Heat 2 tablespoons oil in a medium saucepan. Add the diced mushroom stems, garlic, and onions, and sweat until the onions are translucent. Add the thyme, stock, and cream, and bring to a boil. Mix ¼ cup of flour with the butter in a small bowl to form a paste. Remove the saucepan from the heat and slowly whisk in the butter-and-flour mixture until incorporated. Return the sauce to a simmer and cook gently for 15 minutes, whisking constantly to prevent the bottom from burning. Season with salt, pepper, and lemon juice.

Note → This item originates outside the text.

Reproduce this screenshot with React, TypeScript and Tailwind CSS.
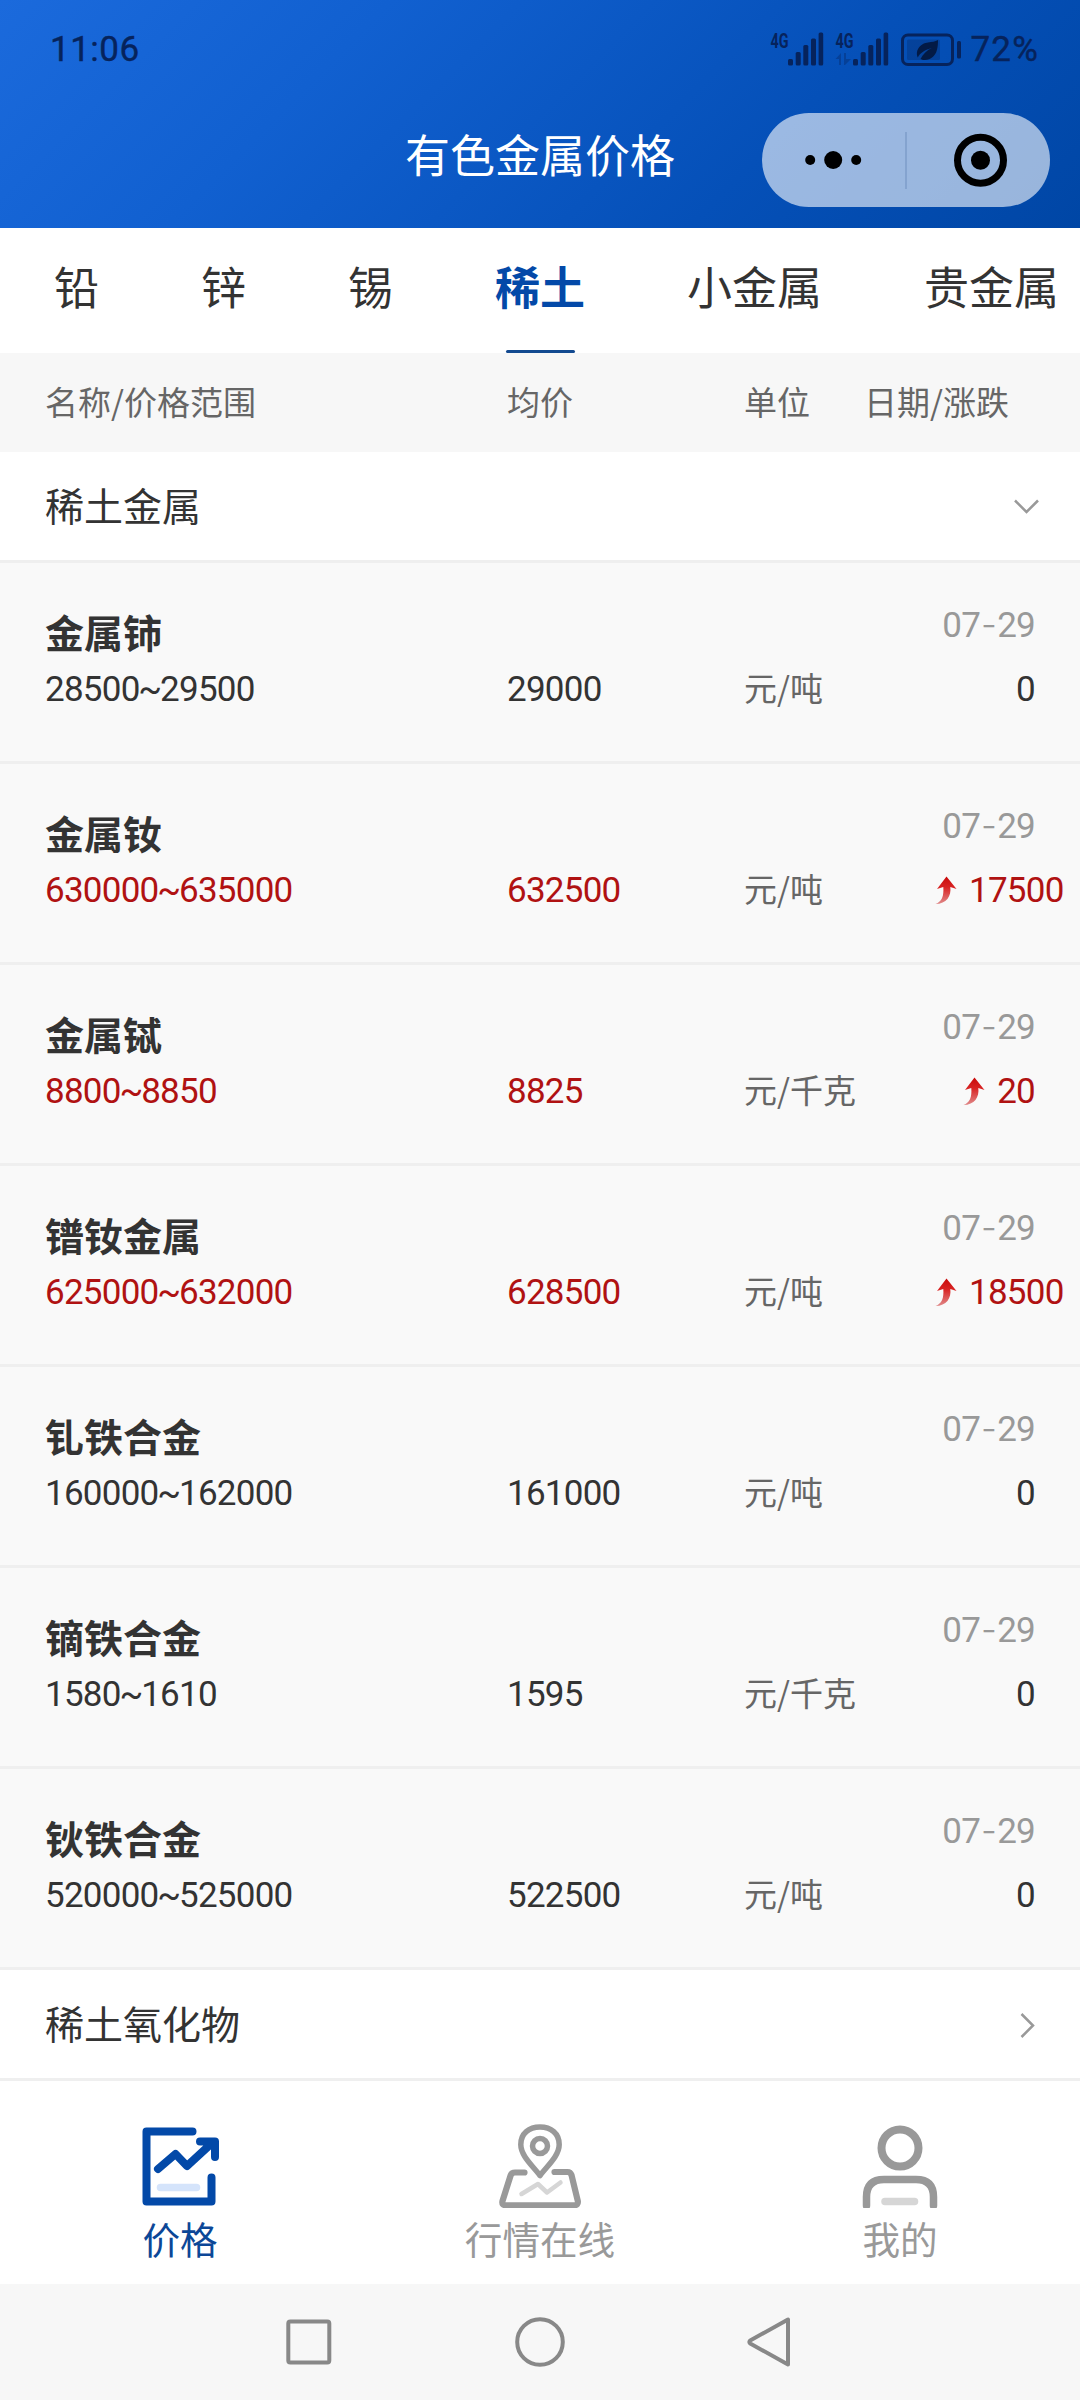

Bring 7 quarts of water to a boil, add kosher salt, and return to a fast boil. Add haricots verts and blanch until tender, 2 to 3 minutes. Drain the beans and chill in ice water. Drain again, and dry the beans on paper towels.
Add 1 quart oil to a large saucepan and heat to 325 degrees. Holding the shallots at the root end, slice very thinly on a mandoline. Place the shallots in a mixing bowl, add the flour, and toss together until the shallots have separated into rings. Add all the shallots to the saucepan at once and fry, stirring constantly, until they are lightly browned. Drain, place on paper towels, and season with salt.
To finish, preheat the oven to 350 degrees. Sauté the reserved cèpes in 2 tablespoons oil until golden brown. In a large bowl, combine the cèpes, cream of cèpe, and haricots verts. Check the seasoning and adjust accordingly. Transfer to an ovenproof casserole dish and bake uncovered for 15 minutes. Sprinkle parsley and the crispy shallots on top.